## STORED DATA

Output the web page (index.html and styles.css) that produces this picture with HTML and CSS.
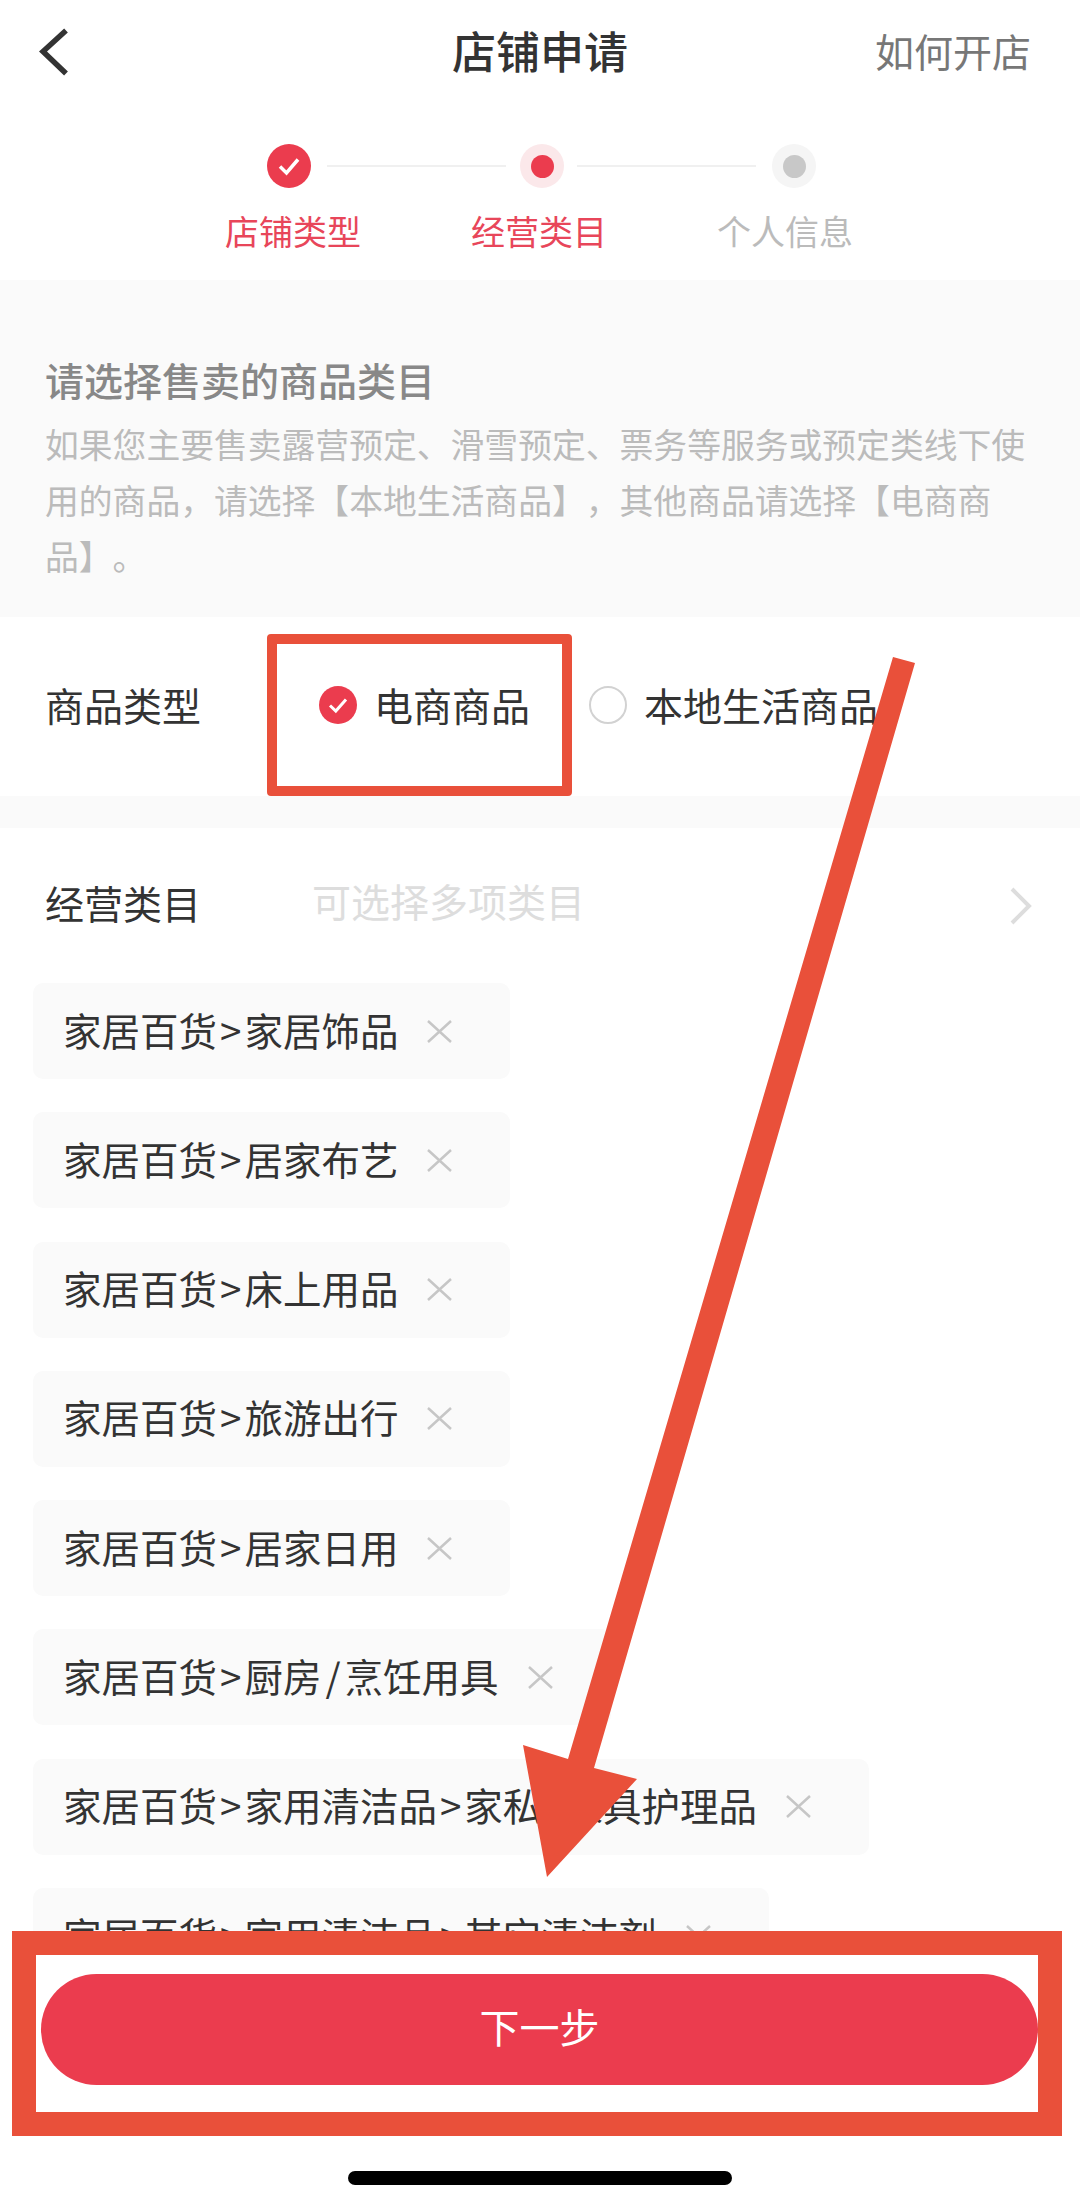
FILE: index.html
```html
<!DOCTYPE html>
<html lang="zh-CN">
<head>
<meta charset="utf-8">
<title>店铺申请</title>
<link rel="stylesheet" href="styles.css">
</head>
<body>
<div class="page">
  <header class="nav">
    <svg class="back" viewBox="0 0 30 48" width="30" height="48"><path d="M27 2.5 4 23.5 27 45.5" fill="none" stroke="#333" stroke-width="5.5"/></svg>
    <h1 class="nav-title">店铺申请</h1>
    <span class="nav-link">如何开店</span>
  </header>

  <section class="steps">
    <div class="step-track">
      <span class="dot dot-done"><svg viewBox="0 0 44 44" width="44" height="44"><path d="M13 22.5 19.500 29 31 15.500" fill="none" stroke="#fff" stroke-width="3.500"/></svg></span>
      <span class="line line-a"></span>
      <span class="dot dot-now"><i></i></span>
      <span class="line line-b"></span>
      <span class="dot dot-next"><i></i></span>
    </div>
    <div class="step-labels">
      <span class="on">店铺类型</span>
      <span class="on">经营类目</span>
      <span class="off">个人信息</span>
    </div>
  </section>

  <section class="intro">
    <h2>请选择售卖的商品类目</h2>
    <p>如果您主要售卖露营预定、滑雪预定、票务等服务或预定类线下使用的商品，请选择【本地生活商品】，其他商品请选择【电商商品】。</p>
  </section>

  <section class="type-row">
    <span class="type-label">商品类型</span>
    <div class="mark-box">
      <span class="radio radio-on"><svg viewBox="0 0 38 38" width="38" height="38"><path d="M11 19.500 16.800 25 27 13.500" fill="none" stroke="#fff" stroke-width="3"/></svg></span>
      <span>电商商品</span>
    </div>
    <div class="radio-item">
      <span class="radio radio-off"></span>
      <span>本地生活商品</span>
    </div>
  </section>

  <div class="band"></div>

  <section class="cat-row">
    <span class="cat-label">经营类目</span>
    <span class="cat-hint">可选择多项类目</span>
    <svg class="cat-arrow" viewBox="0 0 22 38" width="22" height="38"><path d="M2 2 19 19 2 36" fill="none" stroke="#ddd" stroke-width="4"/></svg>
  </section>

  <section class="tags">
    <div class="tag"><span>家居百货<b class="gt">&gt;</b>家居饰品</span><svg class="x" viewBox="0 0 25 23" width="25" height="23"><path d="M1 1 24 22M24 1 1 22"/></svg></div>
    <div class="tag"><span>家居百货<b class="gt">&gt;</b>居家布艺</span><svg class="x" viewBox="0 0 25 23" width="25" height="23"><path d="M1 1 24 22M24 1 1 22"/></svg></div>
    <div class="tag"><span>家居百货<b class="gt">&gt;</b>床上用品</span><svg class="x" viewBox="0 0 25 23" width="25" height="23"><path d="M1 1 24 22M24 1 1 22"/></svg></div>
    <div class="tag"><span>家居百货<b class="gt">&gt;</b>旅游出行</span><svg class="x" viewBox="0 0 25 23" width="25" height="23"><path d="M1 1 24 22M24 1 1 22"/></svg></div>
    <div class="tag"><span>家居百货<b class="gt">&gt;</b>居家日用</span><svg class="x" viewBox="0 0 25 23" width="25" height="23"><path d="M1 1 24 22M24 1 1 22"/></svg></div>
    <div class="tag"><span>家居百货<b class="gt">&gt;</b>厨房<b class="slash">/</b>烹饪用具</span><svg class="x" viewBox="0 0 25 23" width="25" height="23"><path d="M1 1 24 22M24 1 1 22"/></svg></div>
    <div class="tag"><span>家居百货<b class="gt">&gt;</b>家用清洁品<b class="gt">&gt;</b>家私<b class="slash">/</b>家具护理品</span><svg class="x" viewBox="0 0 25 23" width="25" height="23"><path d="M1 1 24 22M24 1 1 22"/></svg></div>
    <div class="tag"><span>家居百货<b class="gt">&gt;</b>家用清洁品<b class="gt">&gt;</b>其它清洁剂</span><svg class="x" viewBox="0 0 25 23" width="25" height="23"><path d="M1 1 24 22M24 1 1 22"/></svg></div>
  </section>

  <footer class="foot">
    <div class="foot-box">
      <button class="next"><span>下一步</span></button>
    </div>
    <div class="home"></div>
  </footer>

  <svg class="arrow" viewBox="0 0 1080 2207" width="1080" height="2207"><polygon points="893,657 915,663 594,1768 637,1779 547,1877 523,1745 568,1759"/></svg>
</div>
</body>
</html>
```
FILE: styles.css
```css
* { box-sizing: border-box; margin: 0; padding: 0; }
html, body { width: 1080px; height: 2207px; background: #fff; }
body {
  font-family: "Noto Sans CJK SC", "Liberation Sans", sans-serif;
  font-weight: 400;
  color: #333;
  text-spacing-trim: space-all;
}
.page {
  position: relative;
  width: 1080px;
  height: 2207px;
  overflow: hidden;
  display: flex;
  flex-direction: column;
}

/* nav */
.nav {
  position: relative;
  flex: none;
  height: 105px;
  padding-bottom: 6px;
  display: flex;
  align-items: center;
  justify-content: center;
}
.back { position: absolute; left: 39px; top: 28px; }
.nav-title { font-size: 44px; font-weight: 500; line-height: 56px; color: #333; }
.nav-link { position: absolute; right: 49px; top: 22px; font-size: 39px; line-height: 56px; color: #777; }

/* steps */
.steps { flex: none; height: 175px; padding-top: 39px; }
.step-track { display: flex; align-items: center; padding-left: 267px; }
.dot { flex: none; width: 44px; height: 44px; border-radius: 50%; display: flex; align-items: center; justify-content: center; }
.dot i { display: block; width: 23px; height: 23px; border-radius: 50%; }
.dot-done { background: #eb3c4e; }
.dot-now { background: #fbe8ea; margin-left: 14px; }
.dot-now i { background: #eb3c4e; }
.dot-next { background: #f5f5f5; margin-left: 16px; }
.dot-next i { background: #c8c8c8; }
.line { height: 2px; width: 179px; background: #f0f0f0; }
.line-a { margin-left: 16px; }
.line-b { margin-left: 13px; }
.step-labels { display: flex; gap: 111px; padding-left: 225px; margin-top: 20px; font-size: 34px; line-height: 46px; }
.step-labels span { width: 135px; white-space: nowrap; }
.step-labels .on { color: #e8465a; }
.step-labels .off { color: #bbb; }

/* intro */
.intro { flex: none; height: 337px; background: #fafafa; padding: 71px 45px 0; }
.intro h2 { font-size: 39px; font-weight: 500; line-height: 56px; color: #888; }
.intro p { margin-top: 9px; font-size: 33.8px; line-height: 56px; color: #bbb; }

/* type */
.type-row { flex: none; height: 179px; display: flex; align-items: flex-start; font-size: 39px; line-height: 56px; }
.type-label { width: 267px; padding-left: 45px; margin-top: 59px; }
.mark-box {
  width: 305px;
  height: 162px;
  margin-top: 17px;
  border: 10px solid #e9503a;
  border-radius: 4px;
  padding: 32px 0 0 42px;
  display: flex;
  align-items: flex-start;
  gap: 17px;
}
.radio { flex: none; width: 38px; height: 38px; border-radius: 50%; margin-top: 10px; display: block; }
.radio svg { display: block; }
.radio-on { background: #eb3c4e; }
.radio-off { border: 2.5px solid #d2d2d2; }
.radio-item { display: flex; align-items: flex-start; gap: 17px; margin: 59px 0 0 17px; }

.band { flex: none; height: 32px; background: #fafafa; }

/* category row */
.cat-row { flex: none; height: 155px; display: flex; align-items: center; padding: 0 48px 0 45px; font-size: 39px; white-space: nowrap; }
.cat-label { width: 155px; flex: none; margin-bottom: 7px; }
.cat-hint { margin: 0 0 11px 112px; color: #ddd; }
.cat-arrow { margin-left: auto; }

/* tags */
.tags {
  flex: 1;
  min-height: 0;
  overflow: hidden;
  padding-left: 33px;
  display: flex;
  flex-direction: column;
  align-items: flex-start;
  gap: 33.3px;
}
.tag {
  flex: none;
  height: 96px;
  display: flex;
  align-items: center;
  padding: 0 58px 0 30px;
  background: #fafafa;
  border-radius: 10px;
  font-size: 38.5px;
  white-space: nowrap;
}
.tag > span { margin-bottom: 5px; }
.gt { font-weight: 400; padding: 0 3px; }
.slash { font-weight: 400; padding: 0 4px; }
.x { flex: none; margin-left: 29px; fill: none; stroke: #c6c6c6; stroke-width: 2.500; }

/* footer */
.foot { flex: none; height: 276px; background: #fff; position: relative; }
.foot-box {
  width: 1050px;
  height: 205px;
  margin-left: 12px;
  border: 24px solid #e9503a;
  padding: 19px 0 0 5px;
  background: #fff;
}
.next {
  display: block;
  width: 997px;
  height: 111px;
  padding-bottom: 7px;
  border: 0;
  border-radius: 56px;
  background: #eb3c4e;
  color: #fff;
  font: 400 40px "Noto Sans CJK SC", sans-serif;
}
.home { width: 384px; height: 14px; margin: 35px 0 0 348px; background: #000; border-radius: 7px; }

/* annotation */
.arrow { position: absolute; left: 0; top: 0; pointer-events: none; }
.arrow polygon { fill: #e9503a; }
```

## TASK REQUIREMENTS
Collect, from the material above, every line containing the word "styles".

## RESPONSE TO THE EXERCISE
Output the web page (index.html and styles.css) that produces this picture with HTML and CSS.
<link rel="stylesheet" href="styles.css">
FILE: styles.css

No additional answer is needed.